Fooducate automatically determines whether your food has a lot of sugar in it for its type of product. It isn’t always easy to tell on your own because lots of foods have natural sugar that is reflected in the sugar content. If you have nutrition or diet goals, you can include them in your food-searching, as well.

 

If you purchase the Plus app for $10 (lifetime subscription), it will also tell you if the food is GMO. Awesome feature. They have an allergy Plus app as well, but I’m so used to checking for allergens that I don’t need an app to do it for me. I probably wouldn’t trust it anyway!

 

Happy eating!

(I posted twice today so check below to see Anna's new leg!)

2 comments:

  1. I'm so impressed!!! This is awesome! I also feel hugely relieved that you guys have so many meals/foods you (and Anna) can eat. I think in my mind you were still stuck in this awful place of a few years ago where there were like 2 things on the whole earth that Anna could eat and they took 14 hours to prepare from scratch...or something.
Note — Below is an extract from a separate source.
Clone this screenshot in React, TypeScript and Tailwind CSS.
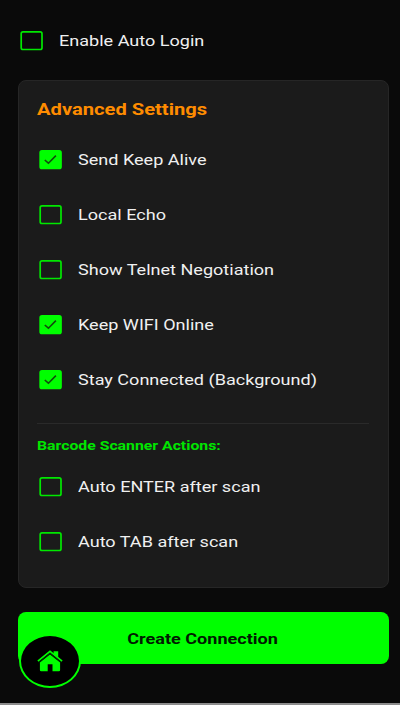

So this makes me feel a lot better about (your) life. :) And I love the Fooducate app!! Well, except for when it gives me bad news about my most favorite gum...and now I feel horribly guilty for chewing like 10 sticks per day... ugh.

    ReplyDelete
  2. Ooh I'll have to check out that app when I upgrade to my new phone this summer. Would make life so much easier! Agree with Erika above, so relieved you found a way to make food work around Anna's allergies. Good job, mama!! Love how organized the meal plan is. I tried something similar once, but I love cooking and trying new recipes so I always strayed away from it and eventually just stopped. I love your old plan though of organizing recipes by the meat you use. Think that would help me a lot.